Ma, a parte quanto si é detto circa la forma della legge 13 marzo 1958, n. 264, e la sostanza del suo art. 16, é decisivo che l'intento dichiarato e la procedura impiegata nell'emanazione del D.P.R.16 dicembre 1959, n. 1289, non lasciano dubbi circa la natura regolamentare e non legislativa del potere effettivamente esercitato.

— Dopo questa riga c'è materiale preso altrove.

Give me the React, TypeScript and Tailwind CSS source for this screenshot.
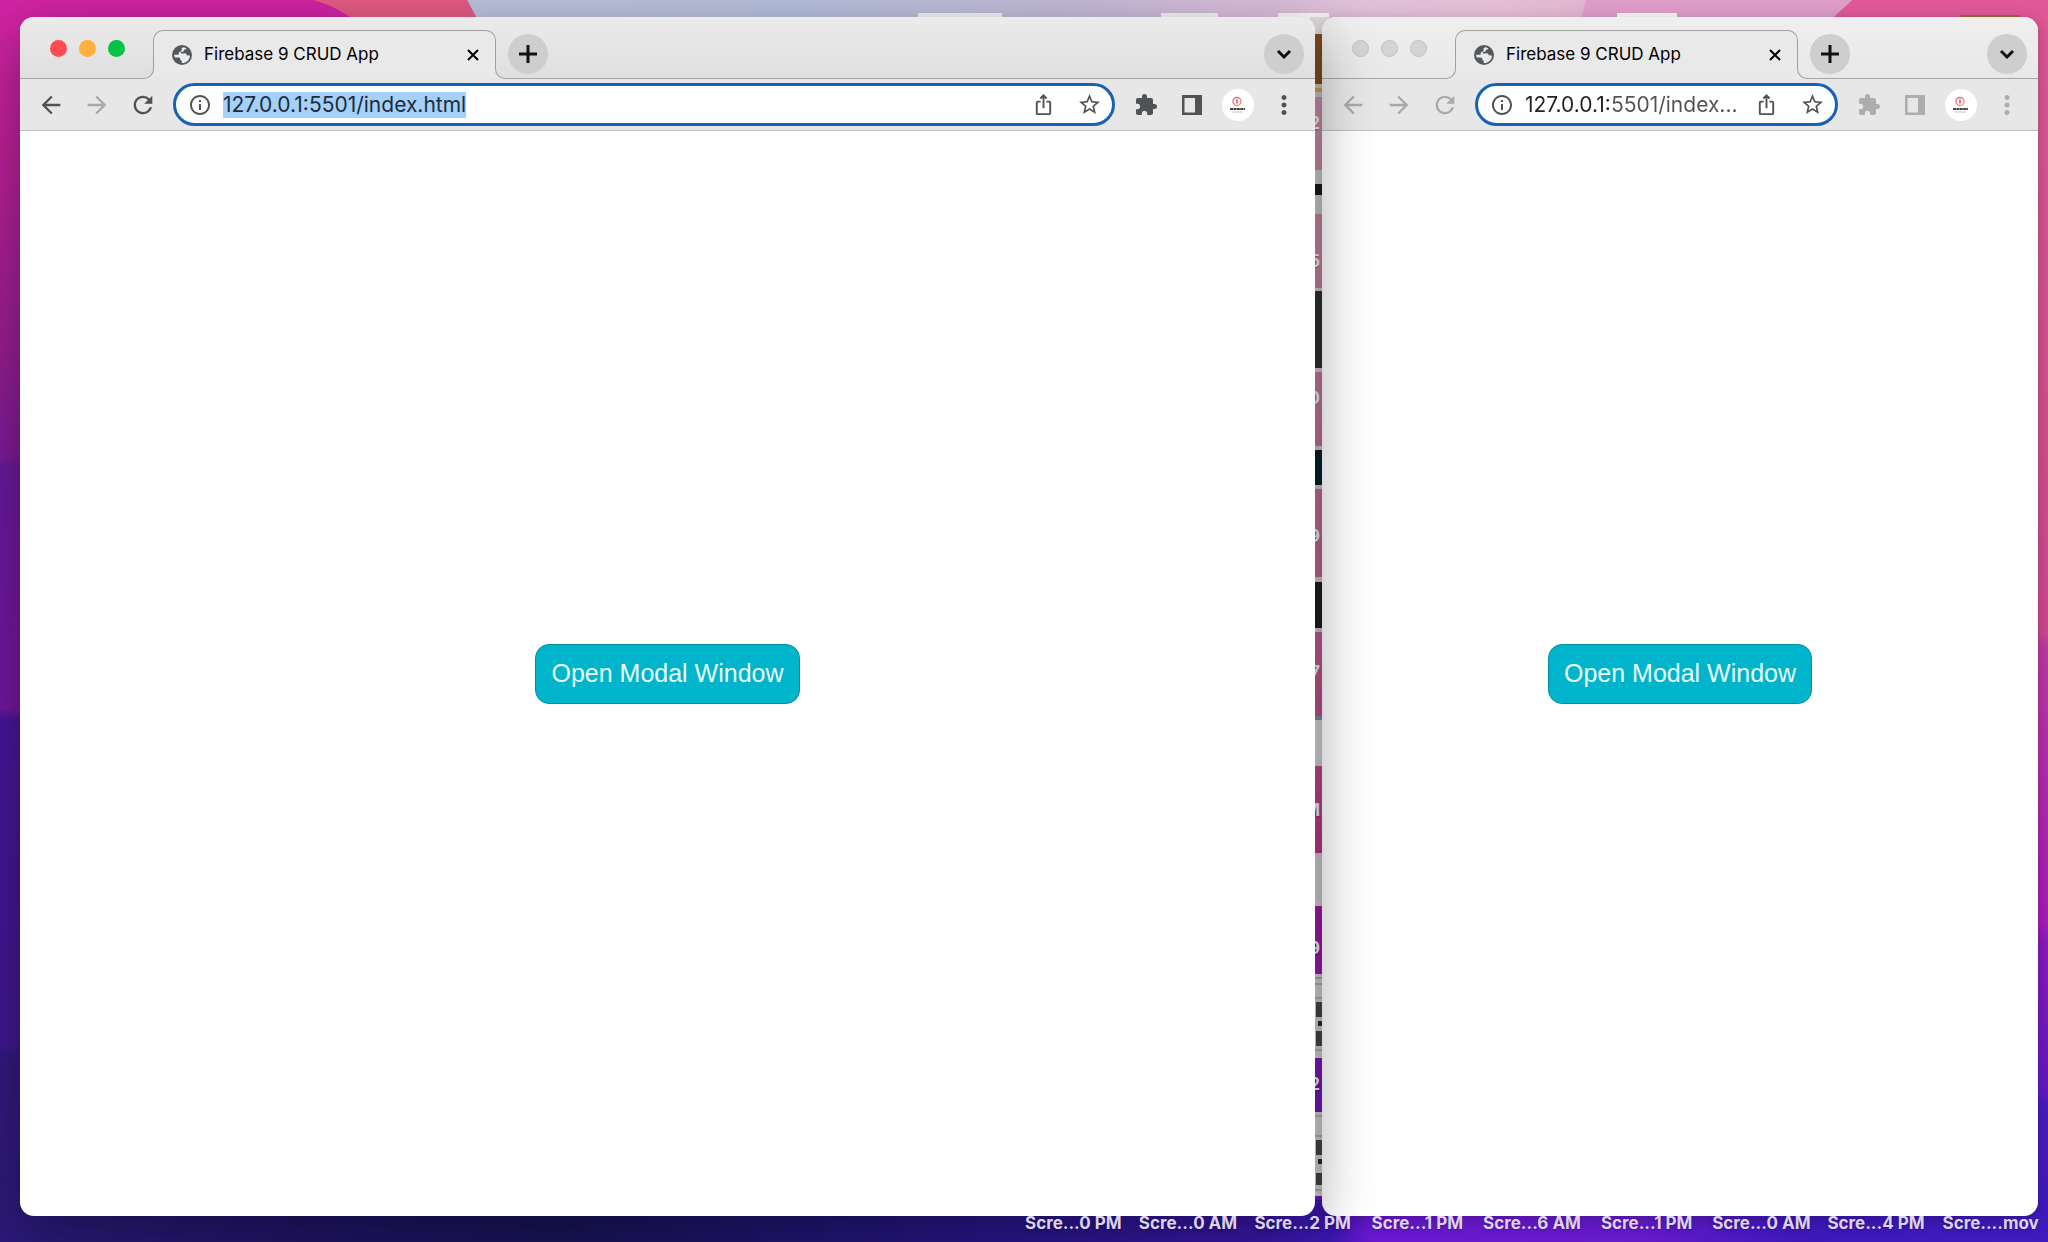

Pur prescindendo dalla mancanza, nel decreto, di qualsiasi riferimento agli artt. 76 e 77 della Costituzione - mancanza che non può avere valore determinante - non può, infatti, non darsi importanza - sopra tutto in concomitanza delle cose già dette - al fatto che, tanto nell'intestazione, quanto nel corpo del provvedimento, il testo normativo con esso approvato riceve il nome di regolamento; e, ancor più, alla circostanza che per la emanazione di esso il Governo, appunto sul presupposto della natura regolamentare di quel testo, ritenne necessario sentire il Consiglio di Stato (come l'art. 1 della legge 31 gennaio 1926, n. 100, richiede per i regolamenti e non per gli atti aventi valore di legge).

In presenza di una così univoca concordanza di elementi, la questione di legittimità costituzionale sollevata dal Pretore di Aversa deve esser dichiarata inammissibile.

 

PER QUESTI MOTIVI

LA CORTE COSTITUZIONALE

 

pronunciando con unica sentenza sulla questione di legittimità costituzionale proposta, con le cinque ordinanze del Pretore di Aversa indicate in epigrafe, nei confronti del D.P.R 16 dicembre 1959, n. 1289, in relazione all'art. 76 della Costituzione e con riferimento all'art. 16 della legge 13 marzo 1958, n. 264, la dichiara inammissibile.

 

Così deciso in Roma, nella sede della Corte costituzionale, Palazzo della Consulta, il 4 aprile 1963.

Gaspare AMBROSINI - Giuseppe CASTELLI AVOLIO - Antonino PAPALDO - Nicola JAEGER - Giovanni CASSANDRO - Biagio PETROCELLI - Antonio MANCA - Aldo SANDULLI - Giuseppe BRANCA - Michele FRAGALI - Costantino MORTATI - Giuseppe CHIARELLI - Giuseppe VERZÌ.

 

 

Depositata in cancelleria il 9 aprile 1963.